Given task -
Copy every line with the string "this" in it.

## BEGIN

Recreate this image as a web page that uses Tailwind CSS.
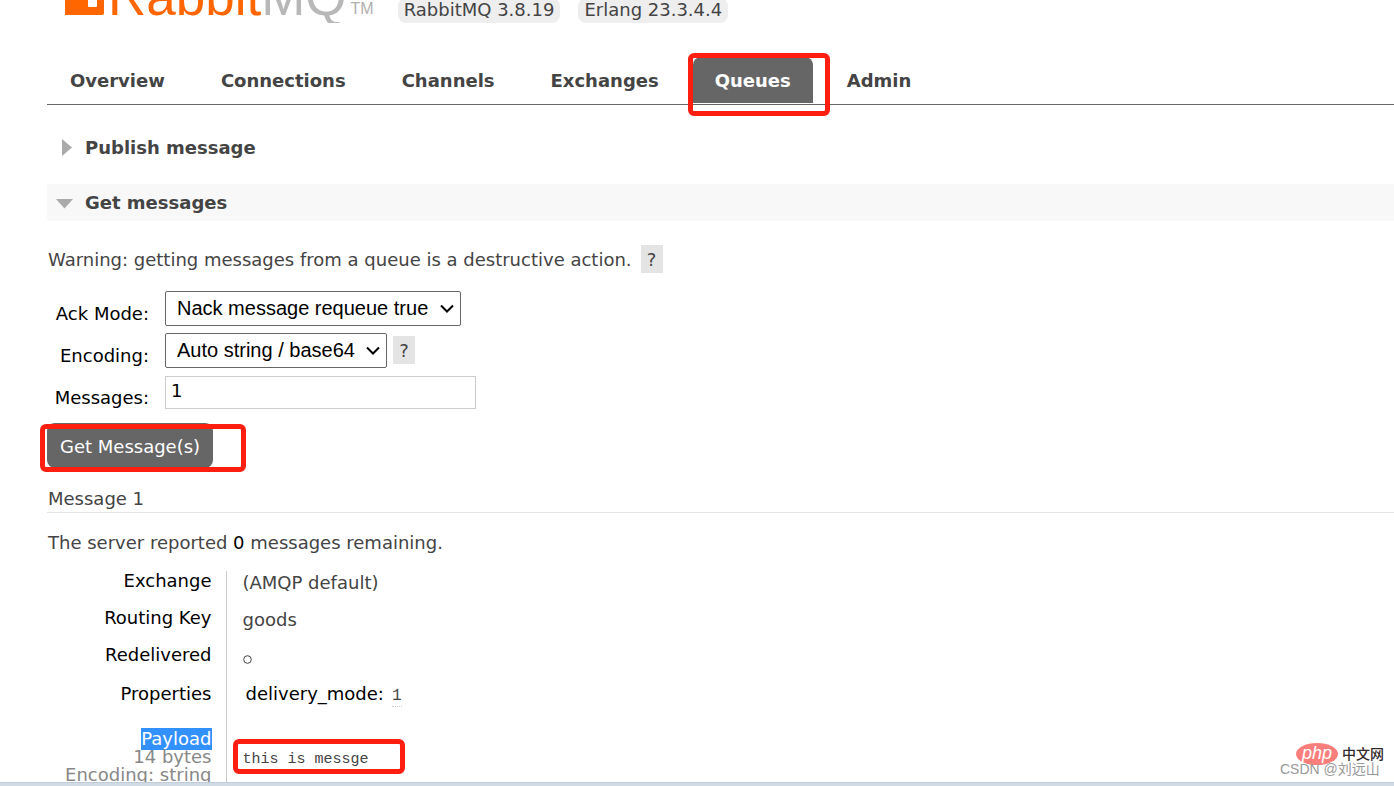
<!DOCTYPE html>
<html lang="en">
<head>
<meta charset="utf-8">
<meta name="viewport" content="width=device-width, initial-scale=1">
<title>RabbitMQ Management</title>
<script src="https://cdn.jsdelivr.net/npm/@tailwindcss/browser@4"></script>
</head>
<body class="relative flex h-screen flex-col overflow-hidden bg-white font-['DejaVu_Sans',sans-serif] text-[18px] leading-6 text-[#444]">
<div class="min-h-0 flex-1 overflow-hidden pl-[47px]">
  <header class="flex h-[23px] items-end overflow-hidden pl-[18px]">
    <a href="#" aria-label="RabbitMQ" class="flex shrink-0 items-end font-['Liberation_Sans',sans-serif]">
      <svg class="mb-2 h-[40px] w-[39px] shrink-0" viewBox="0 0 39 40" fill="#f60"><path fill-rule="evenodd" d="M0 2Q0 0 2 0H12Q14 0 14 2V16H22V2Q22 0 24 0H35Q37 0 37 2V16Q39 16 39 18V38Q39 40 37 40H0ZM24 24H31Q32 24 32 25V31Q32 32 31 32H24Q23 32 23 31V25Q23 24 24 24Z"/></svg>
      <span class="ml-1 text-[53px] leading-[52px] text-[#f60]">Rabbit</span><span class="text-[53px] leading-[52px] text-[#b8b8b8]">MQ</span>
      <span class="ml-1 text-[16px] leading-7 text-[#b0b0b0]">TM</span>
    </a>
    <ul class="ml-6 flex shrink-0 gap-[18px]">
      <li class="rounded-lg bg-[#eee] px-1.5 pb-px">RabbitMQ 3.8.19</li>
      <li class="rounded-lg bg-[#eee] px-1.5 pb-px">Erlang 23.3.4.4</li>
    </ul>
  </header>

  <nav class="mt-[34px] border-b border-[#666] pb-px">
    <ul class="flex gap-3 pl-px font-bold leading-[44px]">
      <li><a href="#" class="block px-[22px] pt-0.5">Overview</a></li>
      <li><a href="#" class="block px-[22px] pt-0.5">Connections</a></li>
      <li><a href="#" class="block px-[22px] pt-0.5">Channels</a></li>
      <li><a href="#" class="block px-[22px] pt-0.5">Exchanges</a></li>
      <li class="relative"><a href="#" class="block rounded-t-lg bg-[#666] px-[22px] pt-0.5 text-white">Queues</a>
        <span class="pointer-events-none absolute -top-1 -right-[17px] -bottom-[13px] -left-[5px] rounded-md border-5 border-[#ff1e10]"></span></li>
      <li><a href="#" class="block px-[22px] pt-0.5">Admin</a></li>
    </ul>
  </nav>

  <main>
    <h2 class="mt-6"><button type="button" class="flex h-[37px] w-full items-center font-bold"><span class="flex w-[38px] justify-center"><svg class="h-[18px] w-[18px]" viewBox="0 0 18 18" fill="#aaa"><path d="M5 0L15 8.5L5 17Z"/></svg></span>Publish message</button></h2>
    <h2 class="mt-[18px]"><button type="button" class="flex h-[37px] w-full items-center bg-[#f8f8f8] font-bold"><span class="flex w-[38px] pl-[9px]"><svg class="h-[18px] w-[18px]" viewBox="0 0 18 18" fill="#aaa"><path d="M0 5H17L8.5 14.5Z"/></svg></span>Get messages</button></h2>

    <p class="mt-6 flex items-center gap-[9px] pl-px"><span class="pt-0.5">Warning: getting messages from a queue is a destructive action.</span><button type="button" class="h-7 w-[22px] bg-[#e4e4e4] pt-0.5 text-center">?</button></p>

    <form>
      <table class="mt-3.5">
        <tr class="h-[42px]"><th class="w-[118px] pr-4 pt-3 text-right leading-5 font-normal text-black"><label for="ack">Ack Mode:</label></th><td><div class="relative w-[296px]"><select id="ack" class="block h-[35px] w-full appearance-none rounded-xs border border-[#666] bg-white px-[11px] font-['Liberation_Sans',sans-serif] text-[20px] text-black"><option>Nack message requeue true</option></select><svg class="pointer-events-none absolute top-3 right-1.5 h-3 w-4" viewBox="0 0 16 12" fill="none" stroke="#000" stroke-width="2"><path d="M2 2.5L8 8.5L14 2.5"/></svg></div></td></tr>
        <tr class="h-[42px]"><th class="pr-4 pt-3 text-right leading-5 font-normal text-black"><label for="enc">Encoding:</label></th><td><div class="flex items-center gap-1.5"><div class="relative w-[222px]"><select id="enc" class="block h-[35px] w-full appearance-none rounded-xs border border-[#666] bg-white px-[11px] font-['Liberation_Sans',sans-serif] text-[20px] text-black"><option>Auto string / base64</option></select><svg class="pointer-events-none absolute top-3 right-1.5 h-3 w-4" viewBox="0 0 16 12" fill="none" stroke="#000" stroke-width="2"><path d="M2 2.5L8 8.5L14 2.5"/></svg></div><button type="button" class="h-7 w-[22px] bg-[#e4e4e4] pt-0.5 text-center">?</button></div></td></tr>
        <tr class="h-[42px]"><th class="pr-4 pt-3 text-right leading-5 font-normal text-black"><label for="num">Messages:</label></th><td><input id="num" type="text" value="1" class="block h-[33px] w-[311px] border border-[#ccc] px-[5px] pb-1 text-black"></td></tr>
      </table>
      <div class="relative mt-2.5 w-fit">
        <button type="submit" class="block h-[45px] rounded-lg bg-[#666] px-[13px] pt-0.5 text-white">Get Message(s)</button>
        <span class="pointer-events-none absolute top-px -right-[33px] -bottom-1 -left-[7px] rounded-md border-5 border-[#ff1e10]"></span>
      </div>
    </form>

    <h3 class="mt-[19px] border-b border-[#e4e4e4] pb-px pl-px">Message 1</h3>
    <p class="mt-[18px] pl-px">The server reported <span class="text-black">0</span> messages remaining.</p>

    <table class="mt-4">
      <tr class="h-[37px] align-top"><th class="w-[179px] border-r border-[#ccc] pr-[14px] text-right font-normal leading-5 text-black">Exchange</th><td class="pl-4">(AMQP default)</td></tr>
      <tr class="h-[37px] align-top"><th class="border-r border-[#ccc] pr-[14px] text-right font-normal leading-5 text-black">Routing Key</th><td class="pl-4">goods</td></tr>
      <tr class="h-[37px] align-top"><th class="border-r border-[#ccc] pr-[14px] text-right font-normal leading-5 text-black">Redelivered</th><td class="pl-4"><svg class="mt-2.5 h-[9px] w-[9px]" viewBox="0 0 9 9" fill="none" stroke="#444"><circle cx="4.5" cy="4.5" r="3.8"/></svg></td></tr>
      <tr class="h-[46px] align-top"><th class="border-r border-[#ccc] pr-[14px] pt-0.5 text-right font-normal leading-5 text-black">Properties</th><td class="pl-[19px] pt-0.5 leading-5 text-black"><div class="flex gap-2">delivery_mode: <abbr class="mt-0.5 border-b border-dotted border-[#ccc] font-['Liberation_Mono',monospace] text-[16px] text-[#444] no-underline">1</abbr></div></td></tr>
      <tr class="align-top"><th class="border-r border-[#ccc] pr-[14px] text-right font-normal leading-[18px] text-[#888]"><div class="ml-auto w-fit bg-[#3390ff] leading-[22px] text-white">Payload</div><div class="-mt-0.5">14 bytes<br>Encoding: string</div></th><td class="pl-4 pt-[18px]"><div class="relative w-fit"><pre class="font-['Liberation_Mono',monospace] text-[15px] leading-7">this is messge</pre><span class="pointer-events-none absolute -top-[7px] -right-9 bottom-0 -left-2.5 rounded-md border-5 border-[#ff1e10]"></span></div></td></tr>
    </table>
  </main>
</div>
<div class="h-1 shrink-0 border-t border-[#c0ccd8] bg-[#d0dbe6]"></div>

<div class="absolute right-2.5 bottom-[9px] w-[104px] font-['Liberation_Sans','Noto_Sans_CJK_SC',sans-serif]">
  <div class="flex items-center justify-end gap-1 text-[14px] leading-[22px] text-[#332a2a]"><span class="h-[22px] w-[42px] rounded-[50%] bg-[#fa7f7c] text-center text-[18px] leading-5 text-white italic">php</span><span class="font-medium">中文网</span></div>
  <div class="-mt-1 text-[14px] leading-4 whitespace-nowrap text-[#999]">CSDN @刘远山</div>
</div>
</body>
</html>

## END

The completed task -
Recreate this image as a web page that uses Tailwind CSS.
      <tr class="align-top"><th class="border-r border-[#ccc] pr-[14px] text-right font-normal leading-[18px] text-[#888]"><div class="ml-auto w-fit bg-[#3390ff] leading-[22px] text-white">Payload</div><div class="-mt-0.5">14 bytes<br>Encoding: string</div></th><td class="pl-4 pt-[18px]"><div class="relative w-fit"><pre class="font-['Liberation_Mono',monospace] text-[15px] leading-7">this is messge</pre><span class="pointer-events-none absolute -top-[7px] -right-9 bottom-0 -left-2.5 rounded-md border-5 border-[#ff1e10]"></span></div></td></tr>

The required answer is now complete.